Microwave Cooking
Microwaving is fast, easy and so moisture-producing that it requires no
added fats or oils. In fact, you can drain food of fat as it cooks by placing
it between two paper towels.
You'll need to cook in containers that are transparent to microwaves:
glass, paper, dishwasher-safe plastics, china or earthenware. Do not use metal, aluminum foil, paper goods made from recycled paper or plastic ware.
• You can adapt conventional recipes for the microwave by cutting the cooking time to one-fourth to one-third of the conventional time. If the food needs more cooking, continue cooking it a little bit at a time. Also, try to find a microwave recipe similar to the one you're trying to adapt. With a little experimentation, you'll find what works for you.
• Here are some hints for microwave cooking that will help you make the most of this super-fast cooking method.
• Choose foods that cook well in moist heat: chicken, fish, ground meat, vegetables, sauces and soups.
• Take advantage of the capabilities of microwaves for fast defrosting and fast reheating of foods.
• Pieces that are about equal in size and shape will cook more uniformly.
• Use a high setting (100 percent power) for soups, beverages, fruits, vegetables, fish, ground meat and poultry. Use a medium-high setting (70 percent power) for simmering stews. Use a medium setting (50 percent power) for baking breads, cakes and muffins and for cooking tender cuts of meat.
• For foods requiring long cooking times, use reduced power for part of the cooking, or manually cycle the energy on and off at intervals. The off interval allows time for the temperature to equalize in the food.
• If you cook more than one food at a time, extend the length of cooking time.
• Plan for continued cooking, particularly in large masses of food, after the microwave heating is stopped.
• Let food stand a few minutes before serving to allow heat at the outside to penetrate to the center without continued cooking on the outside.
• Choose a microwave-safe container slightly larger than the dish required for cooking the recipe in a conventional oven.
• Casserole-type foods, in particular, commonly expand, so use larger containers with straight rather than sloped sides and rounded rather than square corners.
• Place slow-to-heat, dense and thick food near the edge of the dish. Thinner items should go near the center.
• Stir food periodically during cooking, if possible.
• Use a rack or trivet to hold foods out of drippings.
• Turn and invert large portions of food during cooking.

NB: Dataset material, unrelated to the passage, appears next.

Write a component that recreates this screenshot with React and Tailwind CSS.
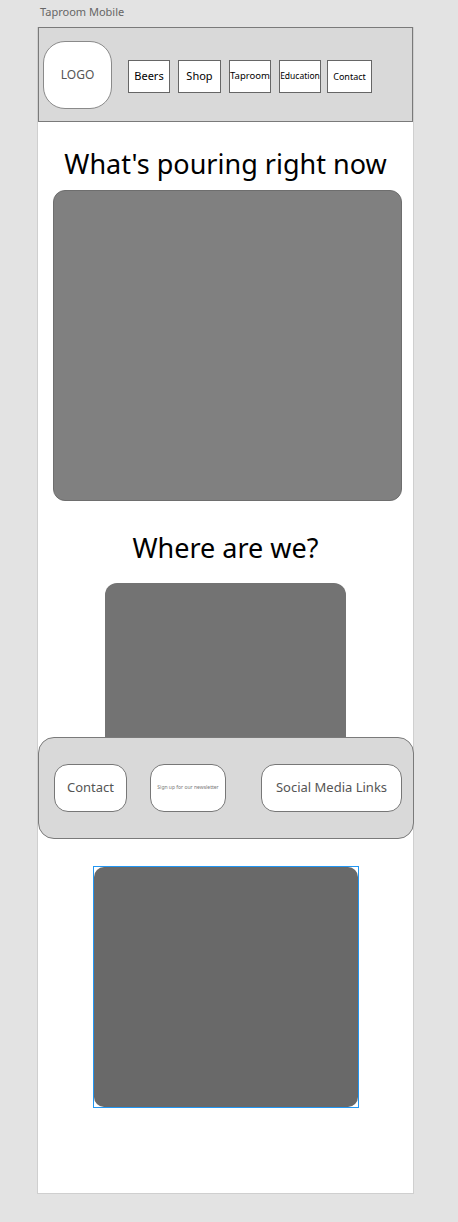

• Use two-thirds the liquid required in conventional cooking of beverages, soups, vegetables, fruits and main dishes, because less liquid evaporates in microwave cooking.
• Cover most foods to retain heat and reduce dehydration. Make an opening to allow steam to escape. Exceptions are bread, pastries and breaded products that must be heated uncovered to avoid becoming soggy.
• Don't coat meat with flour if you will be adding liquid for cooking. The coatings become soggy.
• Use quick-cooking instead of long-grain rice.
• Prepare sauces and gravies with a medium consistency. Reduce liquid by one-fourth to one-half or increase the amount of flour in the recipe. (This change will prevent thinning during microwave heating.)
• Add low-fat cheese and other toppings near the end of cooking to keep the top from becoming tough or soggy.
• Mozzarella and Monterey Jack cheeses are good choices to use in the microwave.
• Substitute crushed, unseasoned croutons for dry breadcrumbs as topping on casseroles since they will absorb less moisture and remain crisper.
• Reduce leavening agents and increase liquids by one-fourth when baking cakes. Baked goods rise more and lose more moisture when cooked in the microwave. Fill pans no more than half full.
• To create a crusty look on baked items, oil pans with an acceptable vegetable oil and add ground nuts or crumbs.